Vinho Verde, Portugal
Adega de Moncao was founded by 25 grape growers in 1958. There are older co-operatives in the country, but few as well-adapted to making wine styles for the modern market as this one. The area under vine has grown steadily over the past 60+ years, and now there are 1,700 members who farm, between them, around 1,300 hectares. This makes the Adega de Moncao responsible for around half of all the Alvarinho grown in this region. It can reasonably claim that this part of the country is the original home of the grape and still the source of the best wines. The other significant white grape here is Trajadura. Red grapes are still important too, but they have significantly reduced in the last 30 years, and now represent less than a half of overall plantings. Sales of reds are limited to the Portuguese market or to Portuguese communities abroad.

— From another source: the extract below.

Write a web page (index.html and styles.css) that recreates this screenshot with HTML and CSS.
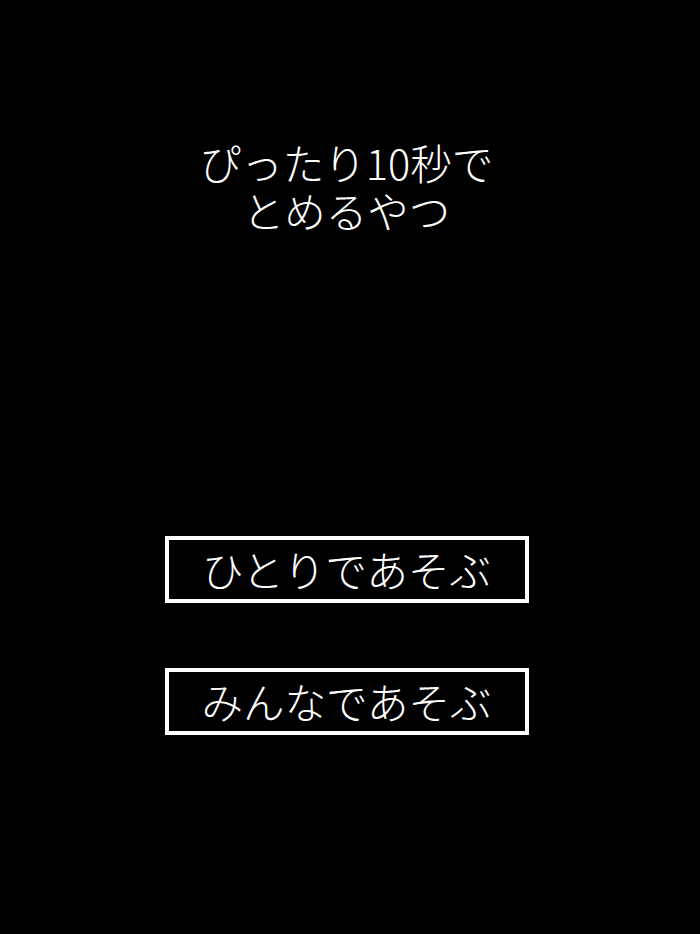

Alvarinho is a variety of white wine grape grown in Galicia (northwest Spain) and Northwest Portugal (Monção and Melgaço), where it is also used to make varietal white wines. Albariño is the Galician name for the grape; in Portugal it is known as Alvarinho, and sometimes as Cainho Branco. The grape is noted for its distinctive botanical aroma with a citrous undertone, very similar to that of Viognier, Gewurztraminer, and Petit Manseng, suggesting apricot and peach. The wine produced is unusually light, and generally high in acidity with alcohol levels of 11.5–12.5% and sime trapped CO2 that gives it a light sparkle.
The demarcated area for Vinho Verde D.O.C. fills the top left hand corner of the map of Portugal. The total area is enormous, stretching down from the Spanish border in the north down even further south than the Douro river. There are numerous different grape varieties in the whole area, and various sub-regions reflect the different growing conditions. Moncao e Melgaco is the most northerly, lying right on the Spanish border. There is less of an Atlantic influence here as we are a little inland, and the summers are hotter, and drier, than further down the coast. As a result Alvarinho thrives, and the Vinhos Verdes here have a bit more weight and ripeness and a bit less acidity. It is here that Alvarinho is most successful.
For hundreds of years, Albariño vines could be found growing around the trunks of poplar trees and in bushes along the outside margins of a field. A practice which some growers still use in Portugal's Vinho Verde region. However, in the middle of the century, the growers made big investments and became professional grape growers. In Vinho Verde, the vines are typically trained on high pergolas, which encourages over-cropping, often leading to grapes that are unable to exceed more than 8.5% potential alcohol. When grown in a vineyard, the vines need to be wire trained with large canopies to accommodate the 30 to 40 buds per vine that is typical. The grape responds well to the heat and humidity though the high yields and bunching of clusters usually keeps the grapes within the margins of ripeness.
Selection of the grapes. Extraction of the must (Pulp) from the 1st and 2nd pressings. Decantation (24hours at 14 C). Controlled fermentation between 18-20 C. Racking/Soutirage. Storage. Primary filtration. Cold stabilization by contact method. Soil filtration. Final filtration through membranes. Bottling.